With recent news of clinical trials for its low-cost HPV vaccine, the Serum Institute made waves in the world of Big Pharma. The India-based vaccinemaker--which is also working on other low-cost vaccines, such as a powdered measles vaccine--is now gearing up to challenge the world's leading vaccinemakers in another area: pertussis.
French biotech Genticel announced Monday that it has licensed its Vaxiclase technology to Serum for use in developing multivalent vaccines containing pertussis antigens. Serum will pay Genticel up to $57 million in upfront and milestone payments. Further financial details of the preclinical-stage license agreement were not disclosed.
|Genticel CEO Benedikt Timmerman|
"This deal opens an entirely new field of applications for Vaxiclase, which complements our core activities in the HPV field," Benedikt Timmerman, Genticel's CEO, said in a statement. "Besides this deal's commercial interest, we are proud to be associated with a development program that may lead to one of the most widely supplied combination vaccines worldwide. Moreover, the deal will also provide Genticel with access to improved production methods that the Serum Institute may implement on our Vaxiclase platform. Given Serum's extensive experience and track record in this area, this is of strategic value to Genticel."
Sanofi's ($SNY) pentavalent PENTAct-HIB--which protects against polio and Haemophilus influenzae as well as diphtheria, tetanus and pertussis--was the third-best selling vaccine in 2013, while GlaxoSmithKline's ($GSK) Pediarix took the No. 6 spot.

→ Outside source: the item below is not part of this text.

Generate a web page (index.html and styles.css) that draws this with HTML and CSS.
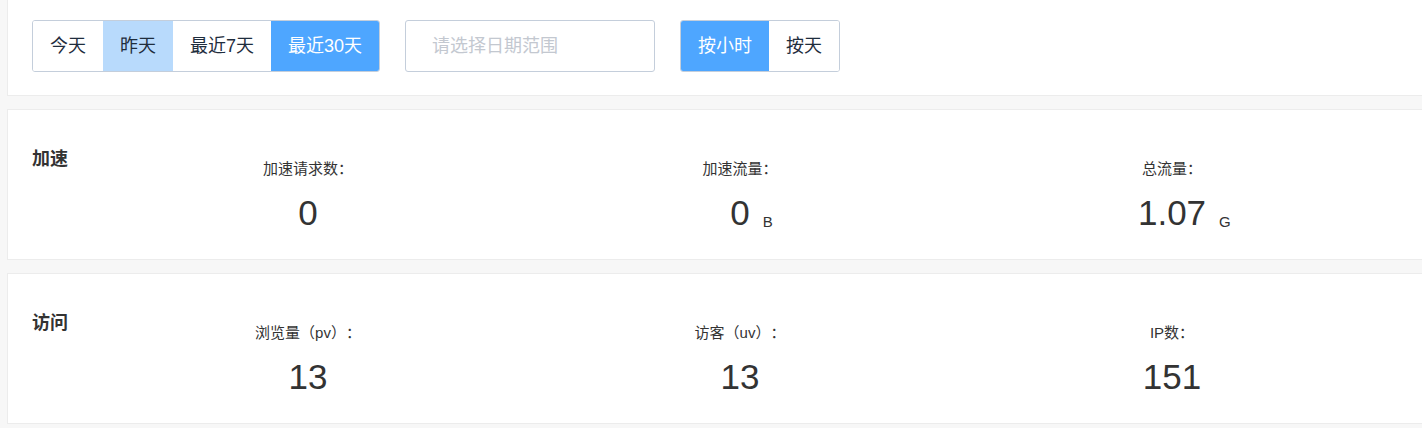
FILE: index.html
```html
<!DOCTYPE html>
<html lang="zh-CN">
<head>
<meta charset="utf-8">
<title>统计</title>
<link rel="stylesheet" href="styles.css">
</head>
<body>
<div class="page">
  <section class="card toolbar">
    <div class="btn-group">
      <button class="btn">今天</button>
      <button class="btn btn-light">昨天</button>
      <button class="btn">最近7天</button>
      <button class="btn btn-primary">最近30天</button>
    </div>
    <div class="date-input">请选择日期范围</div>
    <div class="btn-group">
      <button class="btn btn-primary">按小时</button>
      <button class="btn">按天</button>
    </div>
  </section>

  <section class="card stats">
    <h3 class="stats-title">加速</h3>
    <div class="stat">
      <div class="stat-label">加速请求数：</div>
      <div class="stat-value"><span class="num">0</span></div>
    </div>
    <div class="stat">
      <div class="stat-label">加速流量：</div>
      <div class="stat-value"><span class="num">0<span class="unit">B</span></span></div>
    </div>
    <div class="stat">
      <div class="stat-label">总流量：</div>
      <div class="stat-value"><span class="num">1.07<span class="unit">G</span></span></div>
    </div>
  </section>

  <section class="card stats">
    <h3 class="stats-title">访问</h3>
    <div class="stat">
      <div class="stat-label stat-label-wide">浏览量（pv）：</div>
      <div class="stat-value"><span class="num">13</span></div>
    </div>
    <div class="stat">
      <div class="stat-label stat-label-wide">访客（uv）：</div>
      <div class="stat-value"><span class="num">13</span></div>
    </div>
    <div class="stat">
      <div class="stat-label">IP数：</div>
      <div class="stat-value"><span class="num">151</span></div>
    </div>
  </section>
</div>
</body>
</html>
```

FILE: styles.css
```css
html, body {
  margin: 0;
  padding: 0;
  background: #f7f7f7;
  overflow: hidden;
}

body {
  font-family: "Liberation Sans", Arial, "Noto Sans CJK SC", sans-serif;
  color: #333;
}

.page {
  padding-left: 7px;
}

.card {
  background: #fff;
  border: 1px solid #ececec;
  border-right: 0;
  margin-bottom: 13px;
}

.toolbar {
  border-top: 0;
  display: flex;
  align-items: flex-start;
  gap: 25px;
  padding: 20px 0 23px 24px;
}

.btn-group {
  display: flex;
  border: 1px solid #c4cedb;
  border-radius: 3px;
  overflow: hidden;
}

.btn {
  height: 50px;
  padding: 0 17px;
  border: 0;
  margin: 0;
  background: #fff;
  color: #1f2d3d;
  font-family: inherit;
  font-size: 18px;
  line-height: 50px;
  cursor: pointer;
}

.btn-light {
  background: #b8dafc;
}

.btn-primary {
  background: #4ea6ff;
  color: #fff;
}

.date-input {
  width: 222px;
  height: 50px;
  padding-left: 26px;
  border: 1px solid #c4cedb;
  border-radius: 3px;
  color: #c3c8d0;
  font-size: 18px;
  line-height: 50px;
}

.stats {
  display: grid;
  grid-template-columns: 60px repeat(3, 432px);
  align-items: start;
  padding: 37px 0 26px 24px;
}

.stats-title {
  margin: 0;
  font-size: 18px;
  line-height: 24px;
  font-weight: bold;
  color: #333;
}

.stat {
  padding-top: 12px;
  text-align: center;
}

.stat-label {
  font-size: 15px;
  line-height: 20px;
  color: #333;
  text-spacing-trim: space-all;
}

.stat-label-wide {
  font-family: "Liberation Sans", Arial, "Noto Sans CJK TC", sans-serif;
}

.stat-value {
  margin-top: 14px;
  font-size: 35px;
  line-height: 40px;
  color: #333;
}

.num {
  position: relative;
  display: inline-block;
}

.unit {
  position: absolute;
  left: 100%;
  bottom: 4px;
  margin-left: 13px;
  font-size: 15px;
  line-height: 1;
}
```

Serum's license covers all countries, with the exception of major pharmaceutical markets: the U.S., Canada, New Zealand, Australia, Japan, Israel, Turkey and greater Europe. But this may not be much of a setback for Serum, which focuses on affordable vaccines for the developing world. It plans to have its DTaP candidate, already in the pipeline, on the market within the next two years.